Transcribe all of the material exactly. Any picture in it should be left out.

> **DATASET EXCERPT**
+ + + +

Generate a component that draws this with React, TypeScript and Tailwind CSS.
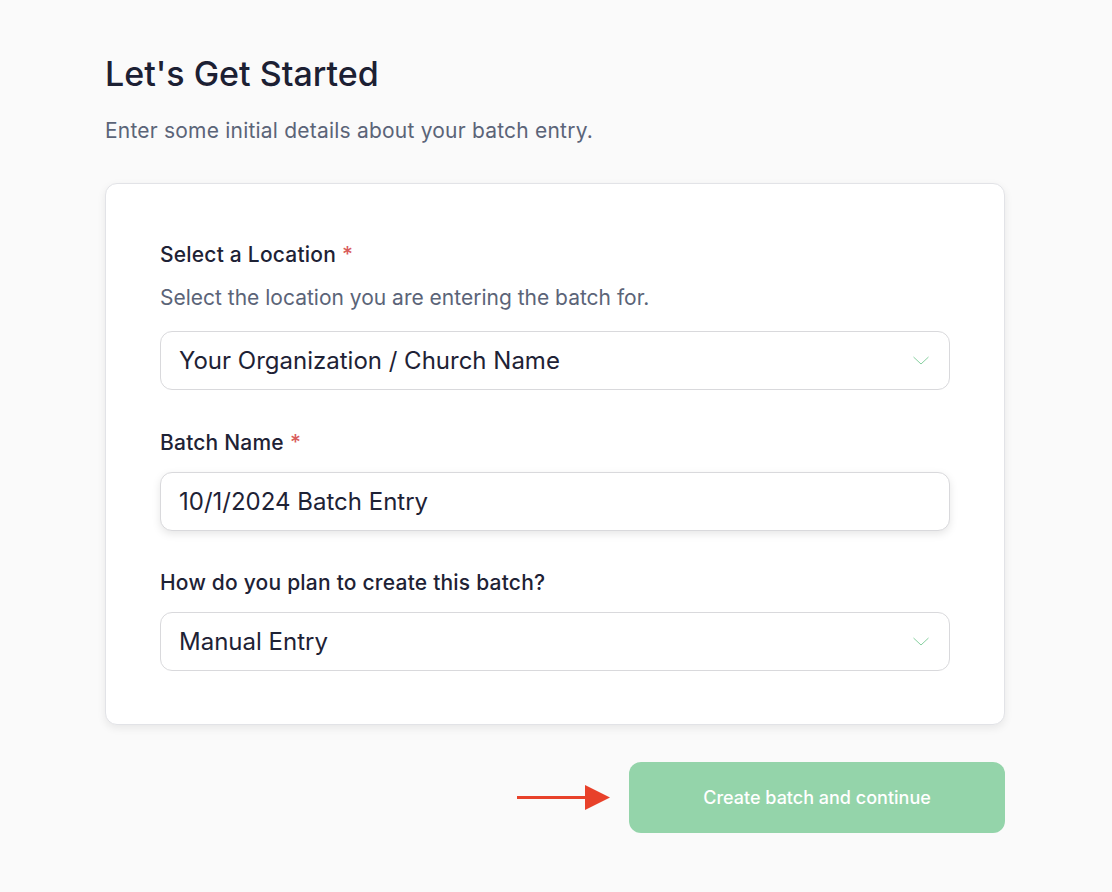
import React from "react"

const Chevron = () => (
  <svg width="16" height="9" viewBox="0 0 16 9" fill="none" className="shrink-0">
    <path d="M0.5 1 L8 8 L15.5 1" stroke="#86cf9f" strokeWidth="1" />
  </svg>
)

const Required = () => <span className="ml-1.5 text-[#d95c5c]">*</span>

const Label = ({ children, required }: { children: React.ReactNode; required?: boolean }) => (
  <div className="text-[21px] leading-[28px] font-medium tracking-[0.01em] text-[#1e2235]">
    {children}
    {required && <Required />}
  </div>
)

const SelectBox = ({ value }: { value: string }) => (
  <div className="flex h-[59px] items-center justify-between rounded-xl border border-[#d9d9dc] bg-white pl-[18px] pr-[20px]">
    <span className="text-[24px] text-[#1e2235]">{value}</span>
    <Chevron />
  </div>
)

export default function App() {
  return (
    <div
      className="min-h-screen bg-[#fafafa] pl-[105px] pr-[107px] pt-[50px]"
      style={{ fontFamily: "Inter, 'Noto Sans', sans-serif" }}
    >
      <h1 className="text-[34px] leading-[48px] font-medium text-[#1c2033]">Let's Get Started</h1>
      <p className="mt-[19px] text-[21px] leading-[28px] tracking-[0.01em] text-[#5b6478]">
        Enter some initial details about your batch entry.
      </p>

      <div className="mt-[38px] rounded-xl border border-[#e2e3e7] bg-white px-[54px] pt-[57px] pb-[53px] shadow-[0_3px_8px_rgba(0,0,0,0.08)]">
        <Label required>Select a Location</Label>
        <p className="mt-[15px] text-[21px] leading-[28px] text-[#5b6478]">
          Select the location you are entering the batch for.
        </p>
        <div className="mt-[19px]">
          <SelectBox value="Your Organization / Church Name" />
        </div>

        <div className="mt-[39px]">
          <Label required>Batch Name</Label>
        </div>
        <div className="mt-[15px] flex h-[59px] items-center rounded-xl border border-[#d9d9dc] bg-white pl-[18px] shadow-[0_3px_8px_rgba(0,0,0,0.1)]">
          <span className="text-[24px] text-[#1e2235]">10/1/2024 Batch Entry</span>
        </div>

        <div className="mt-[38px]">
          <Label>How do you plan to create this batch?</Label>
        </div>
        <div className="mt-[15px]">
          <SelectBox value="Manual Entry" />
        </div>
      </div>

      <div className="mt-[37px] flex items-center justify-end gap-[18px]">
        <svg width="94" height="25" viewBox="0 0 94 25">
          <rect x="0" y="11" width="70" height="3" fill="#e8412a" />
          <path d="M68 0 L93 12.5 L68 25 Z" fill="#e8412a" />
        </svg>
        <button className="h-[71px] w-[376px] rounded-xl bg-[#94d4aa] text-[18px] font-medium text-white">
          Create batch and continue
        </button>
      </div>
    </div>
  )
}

+ + + +

> **CORRECT OUTPUT**
Generate a component that draws this with React, TypeScript and Tailwind CSS.
import React from "react"

const Chevron = () => (
  <svg width="16" height="9" viewBox="0 0 16 9" fill="none" className="shrink-0">
    <path d="M0.5 1 L8 8 L15.5 1" stroke="#86cf9f" strokeWidth="1" />
  </svg>
)

const Required = () => <span className="ml-1.5 text-[#d95c5c]">*</span>

const Label = ({ children, required }: { children: React.ReactNode; required?: boolean }) => (
  <div className="text-[21px] leading-[28px] font-medium tracking-[0.01em] text-[#1e2235]">
    {children}
    {required && <Required />}
  </div>
)

const SelectBox = ({ value }: { value: string }) => (
  <div className="flex h-[59px] items-center justify-between rounded-xl border border-[#d9d9dc] bg-white pl-[18px] pr-[20px]">
    <span className="text-[24px] text-[#1e2235]">{value}</span>
    <Chevron />
  </div>
)

export default function App() {
  return (
    <div
      className="min-h-screen bg-[#fafafa] pl-[105px] pr-[107px] pt-[50px]"
      style={{ fontFamily: "Inter, 'Noto Sans', sans-serif" }}
    >
      <h1 className="text-[34px] leading-[48px] font-medium text-[#1c2033]">Let's Get Started</h1>
      <p className="mt-[19px] text-[21px] leading-[28px] tracking-[0.01em] text-[#5b6478]">
        Enter some initial details about your batch entry.
      </p>

      <div className="mt-[38px] rounded-xl border border-[#e2e3e7] bg-white px-[54px] pt-[57px] pb-[53px] shadow-[0_3px_8px_rgba(0,0,0,0.08)]">
        <Label required>Select a Location</Label>
        <p className="mt-[15px] text-[21px] leading-[28px] text-[#5b6478]">
          Select the location you are entering the batch for.
        </p>
        <div className="mt-[19px]">
          <SelectBox value="Your Organization / Church Name" />
        </div>

        <div className="mt-[39px]">
          <Label required>Batch Name</Label>
        </div>
        <div className="mt-[15px] flex h-[59px] items-center rounded-xl border border-[#d9d9dc] bg-white pl-[18px] shadow-[0_3px_8px_rgba(0,0,0,0.1)]">
          <span className="text-[24px] text-[#1e2235]">10/1/2024 Batch Entry</span>
        </div>

        <div className="mt-[38px]">
          <Label>How do you plan to create this batch?</Label>
        </div>
        <div className="mt-[15px]">
          <SelectBox value="Manual Entry" />
        </div>
      </div>

      <div className="mt-[37px] flex items-center justify-end gap-[18px]">
        <svg width="94" height="25" viewBox="0 0 94 25">
          <rect x="0" y="11" width="70" height="3" fill="#e8412a" />
          <path d="M68 0 L93 12.5 L68 25 Z" fill="#e8412a" />
        </svg>
        <button className="h-[71px] w-[376px] rounded-xl bg-[#94d4aa] text-[18px] font-medium text-white">
          Create batch and continue
        </button>
      </div>
    </div>
  )
}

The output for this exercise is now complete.